Small Wars Journal

From the Advisors -- Bombs in Baghdad

It has been an interesting few weeks here in Baghdad. Myself and the other advisors felt that a comment on recent developments might be in order. It is still early days for Fardh al-Qanoon (a.k.a the "Baghdad Security Plan") and thus too soon to tell for sure how things will play out. But, though the challenges remain extremely severe, early trends are quite positive. Counter-intuitively, the latest series of car bombings includes some encouraging signs.

On March 17th Al Qa'ida in Iraq (AQI) set off a truck bomb, including chlorine gas canisters, in a Sunni marketplace. Though everyone affected by the gas walked away, there were about 250 injured, and the attack happened on the 19th anniversary, to the day, of Saddam's use of poison gas against the Kurds at Halabja. Local Sunnis were appalled and furious.

Think about that for a moment. If insurgents are the fish, and the community is the sea in which they swim, then AQI just showed an incredible level of desperation -- attacking its own potential constituents, applying a uniquely repellent form of attack, and emulating Saddam on the anniversary of one of his worst atrocities, into the bargain. What were they thinking?

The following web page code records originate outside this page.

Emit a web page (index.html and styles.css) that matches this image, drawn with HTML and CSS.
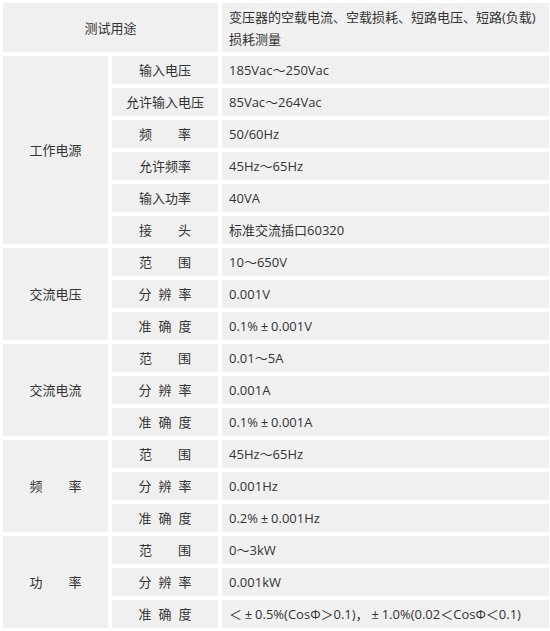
FILE: index.html
```html
<!DOCTYPE html>
<html lang="zh-CN">
<head>
<meta charset="utf-8">
<title>测试参数</title>
<link rel="stylesheet" href="styles.css">
</head>
<body>
<table class="spec">
  <colgroup>
    <col class="c1"><col class="c2"><col class="c3">
  </colgroup>
  <tr class="head">
    <td colspan="2" class="center">测试用途</td>
    <td class="val">变压器的空载电流、空载损耗、短路电压、短路(负载)损耗测量</td>
  </tr>
  <tr>
    <td rowspan="6" class="center">工作电源</td>
    <td class="center">输入电压</td>
    <td class="val">185Vac～250Vac</td>
  </tr>
  <tr><td class="center">允许输入电压</td><td class="val">85Vac～264Vac</td></tr>
  <tr><td class="center">频　　率</td><td class="val">50/60Hz</td></tr>
  <tr><td class="center">允许频率</td><td class="val">45Hz～65Hz</td></tr>
  <tr><td class="center">输入功率</td><td class="val">40VA</td></tr>
  <tr><td class="center">接　　头</td><td class="val">标准交流插口60320</td></tr>

  <tr>
    <td rowspan="3" class="center">交流电压</td>
    <td class="center">范　　围</td>
    <td class="val">10～650V</td>
  </tr>
  <tr><td class="center sp">分 辨 率</td><td class="val">0.001V</td></tr>
  <tr><td class="center sp">准 确 度</td><td class="val">0.1%<span class="pm">±</span>0.001V</td></tr>

  <tr>
    <td rowspan="3" class="center">交流电流</td>
    <td class="center">范　　围</td>
    <td class="val">0.01～5A</td>
  </tr>
  <tr><td class="center sp">分 辨 率</td><td class="val">0.001A</td></tr>
  <tr><td class="center sp">准 确 度</td><td class="val">0.1%<span class="pm">±</span>0.001A</td></tr>

  <tr>
    <td rowspan="3" class="center">频　　率</td>
    <td class="center">范　　围</td>
    <td class="val">45Hz～65Hz</td>
  </tr>
  <tr><td class="center sp">分 辨 率</td><td class="val">0.001Hz</td></tr>
  <tr><td class="center sp">准 确 度</td><td class="val">0.2%<span class="pm">±</span>0.001Hz</td></tr>

  <tr>
    <td rowspan="3" class="center">功　　率</td>
    <td class="center">范　　围</td>
    <td class="val">0～3kW</td>
  </tr>
  <tr><td class="center sp">分 辨 率</td><td class="val">0.001kW</td></tr>
  <tr><td class="center sp">准 确 度</td><td class="val">＜<span class="pm">±</span>0.5%(CosΦ＞0.1)，<span class="pm">±</span>1.0%(0.02＜CosΦ＜0.1)</td></tr>
</table>
</body>
</html>
```

FILE: styles.css
```css
html, body {
  margin: 0;
  padding: 0;
  background: #ffffff;
}

.spec {
  border-collapse: separate;
  border-spacing: 4px;
  margin: -1px 0 0 -1px;
  width: 554px;
  table-layout: fixed;
  font-family: "Open Sans", "Noto Sans CJK SC", sans-serif;
  font-size: 13px;
  color: #333333;
}

.c1 { width: 105px; }
.c2 { width: 106px; }
.c3 { width: 327px; }

.spec td {
  background: #f0f0f0;
  height: 28px;
  padding: 0;
  line-height: 22px;
  vertical-align: middle;
}

.spec tr.head td {
  height: 49px;
}

.center {
  text-align: center;
}

.val {
  text-align: left;
  padding: 0 6px 0 7px !important;
}

.sp {
  word-spacing: 3.6px;
}

.pm {
  padding: 0 2.8px;
}
```
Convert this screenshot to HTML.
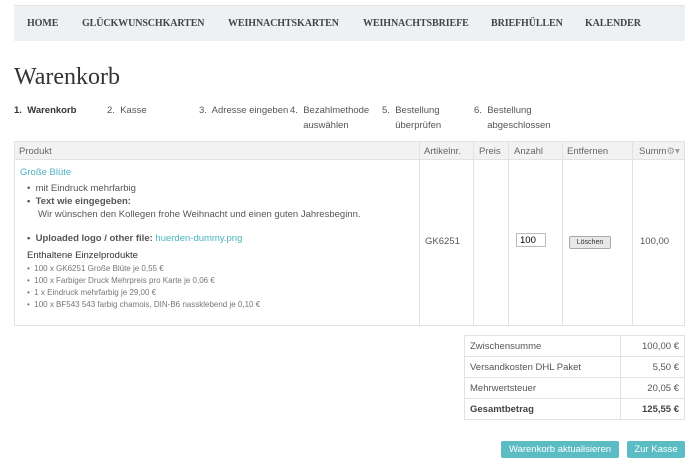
<!DOCTYPE html>
<html><head><meta charset="utf-8"><style>
body{margin:0;width:700px;height:475px;background:#fff;position:relative;overflow:hidden;font-family:"Liberation Sans",sans-serif;color:#555;}
.a{position:absolute;white-space:nowrap;}
.nav{position:absolute;left:14px;top:5px;width:671px;height:35px;background:#eef1f4;border-top:1px solid #e4e4e4}
.nav span{position:absolute;top:12px;font-family:"Liberation Serif",serif;font-weight:bold;font-size:10px;color:#444;letter-spacing:-0.1px}
.st{font-size:9.5px;line-height:15px;color:#555}
.t{position:absolute;border:1px solid #e2e2e2;box-sizing:border-box}
.vl{position:absolute;top:141px;height:184px;width:1px;background:#e2e2e2}
.h{font-size:9.5px;color:#666;top:146px}
.s{font-size:8px;color:#777}
.b{position:absolute;background:#5bbcc4;color:#fff;font-size:9.5px;text-align:center;line-height:17px;border-radius:2px}
</style></head><body>
<div class="nav">
<span style="left:13px">HOME</span><span style="left:68px">GLÜCKWUNSCHKARTEN</span><span style="left:214px">WEIHNACHTSKARTEN</span><span style="left:349px">WEIHNACHTSBRIEFE</span><span style="left:477px">BRIEFHÜLLEN</span><span style="left:571px">KALENDER</span>
</div>
<div class="a" style="left:14px;top:64px;font-family:'Liberation Serif',serif;font-size:24px;color:#333">Warenkorb</div>
<div class="a st" style="left:14px;top:103px;color:#333;font-weight:bold">1.&nbsp; Warenkorb</div>
<div class="a st" style="left:107px;top:103px">2.&nbsp; Kasse</div>
<div class="a st" style="left:199px;top:103px">3.&nbsp; Adresse eingeben</div>
<div class="a st" style="left:290px;top:103px">4.&nbsp; Bezahlmethode<br>&nbsp;&nbsp;&nbsp;&nbsp;&nbsp;auswählen</div>
<div class="a st" style="left:382px;top:103px">5.&nbsp; Bestellung<br>&nbsp;&nbsp;&nbsp;&nbsp;&nbsp;überprüfen</div>
<div class="a st" style="left:474px;top:103px">6.&nbsp; Bestellung<br>&nbsp;&nbsp;&nbsp;&nbsp;&nbsp;abgeschlossen</div>

<div class="t" style="left:14px;top:141px;width:671px;height:185px"></div>
<div class="a" style="left:15px;top:142px;width:669px;height:17px;background:#f2f2f2;border-bottom:1px solid #e2e2e2"></div>
<div class="vl" style="left:419px"></div><div class="vl" style="left:473px"></div><div class="vl" style="left:508px"></div><div class="vl" style="left:562px"></div><div class="vl" style="left:632px"></div>
<div class="a h" style="left:19px">Produkt</div><div class="a h" style="left:424px">Artikelnr.</div><div class="a h" style="left:479px">Preis</div><div class="a h" style="left:514px">Anzahl</div><div class="a h" style="left:567px">Entfernen</div><div class="a h" style="left:639px">Summ<span style="color:#999">⚙▾</span></div>
<div class="a" style="left:20px;top:167px;font-size:9.5px;color:#4bb3c0">Große Blüte</div>
<div class="a" style="left:27px;top:183px;font-size:9.5px">•&nbsp; mit Eindruck mehrfarbig</div>
<div class="a" style="left:27px;top:196px;font-size:9.5px;font-weight:bold">•&nbsp; Text wie eingegeben:</div>
<div class="a" style="left:38px;top:209px;font-size:9.5px">Wir wünschen den Kollegen frohe Weihnacht und einen guten Jahresbeginn.</div>
<div class="a" style="left:27px;top:233px;font-size:9.5px"><b>•&nbsp; Uploaded logo / other file:</b> <span style="color:#4bb3c0">huerden-dummy.png</span></div>
<div class="a" style="left:27px;top:250px;font-size:9.5px;color:#333">Enthaltene Einzelprodukte</div>
<div class="a s" style="left:27px;top:264px">•&nbsp; 100 x GK6251 Große Blüte je 0,55 €</div>
<div class="a s" style="left:27px;top:276px">•&nbsp; 100 x Farbiger Druck Mehrpreis pro Karte je 0,06 €</div>
<div class="a s" style="left:27px;top:288px">•&nbsp; 1 x Eindruck mehrfarbig je 29,00 €</div>
<div class="a s" style="left:27px;top:300px">•&nbsp; 100 x BF543 543 farbig chamois, DIN-B6 nassklebend je 0,10 €</div>
<div class="a" style="left:425px;top:236px;font-size:9.5px">GK6251</div>
<div class="a" style="left:516px;top:233px;width:30px;height:14px;border:1px solid #bbb;font-size:9.5px;color:#000;line-height:14px;padding-left:3px;box-sizing:border-box">100</div>
<div class="a" style="left:569px;top:236px;width:40px;height:11px;border:1px solid #aaa;border-radius:2px;background:#e8e8e8;font-size:7px;color:#333;text-align:center;line-height:11px">Löschen</div>
<div class="a" style="left:640px;top:236px;font-size:9.5px">100,00</div>

<div class="t" style="left:464px;top:335px;width:221px;height:85px"></div>
<div class="a" style="left:620px;top:335px;width:1px;height:85px;background:#e2e2e2"></div>
<div class="a" style="left:464px;top:356px;width:221px;height:1px;background:#e2e2e2"></div>
<div class="a" style="left:464px;top:377px;width:221px;height:1px;background:#e2e2e2"></div>
<div class="a" style="left:464px;top:398px;width:221px;height:1px;background:#e2e2e2"></div>
<div class="a" style="left:470px;top:341px;font-size:9.5px">Zwischensumme</div><div class="a" style="right:21px;top:341px;font-size:9.5px">100,00 €</div>
<div class="a" style="left:470px;top:362px;font-size:9.5px">Versandkosten DHL Paket</div><div class="a" style="right:21px;top:362px;font-size:9.5px">5,50 €</div>
<div class="a" style="left:470px;top:383px;font-size:9.5px">Mehrwertsteuer</div><div class="a" style="right:21px;top:383px;font-size:9.5px">20,05 €</div>
<div class="a" style="left:470px;top:404px;font-size:9.5px;font-weight:bold;color:#444">Gesamtbetrag</div><div class="a" style="right:21px;top:404px;font-size:9.5px;font-weight:bold;color:#444">125,55 €</div>
<div class="b" style="left:501px;top:441px;width:118px">Warenkorb aktualisieren</div>
<div class="b" style="left:627px;top:441px;width:58px">Zur Kasse</div>
</body></html>
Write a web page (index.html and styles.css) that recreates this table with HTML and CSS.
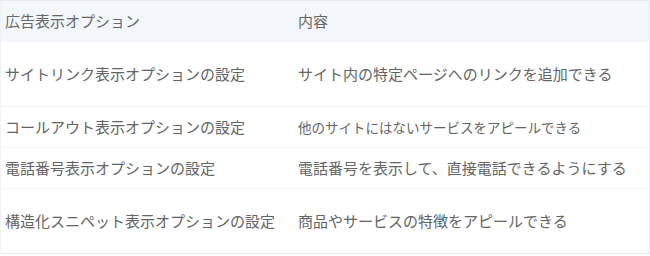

Or consider another recent attack, where extremists bombed a Sunni moderate mosque because its Imam dared to suggest that maybe it's time to stop fighting, that there is an honorable path of resistance through political participation and the ballot box rather than pointless violence. Many Sunnis were killed -- again, extremists targeting moderates for fear that they are about to lose the influence conferred by intimidation.

Both of these attacks were political "own goals" for the terrorists - the mask is slipping, and people are seeing the real face beneath.

With this kind of inept political action by the insurgents, it's small wonder that in al Anbar, where only one out of 18 major tribes supported the Iraqi government a year ago, today 14 out of the 18 tribes are actively securing their people, providing recruits to the Iraqi police and hunting down al Qa'ida.

And then there are the car bombings in market places. Since the cooperative coalition-Iraqi effort to secure Baghdad's population, extremists have continued trying to target Shi'a communities, particularly markets. But efforts to harden market places and public areas have paid dividends -- almost all the recent bombs exploded at checkpoints well away from their intended targets, killing far fewer people than intended, and far fewer than in similar attacks last year. And several failed to explode at all, showing a loss of skill as key bomb-makers are taken off the streets.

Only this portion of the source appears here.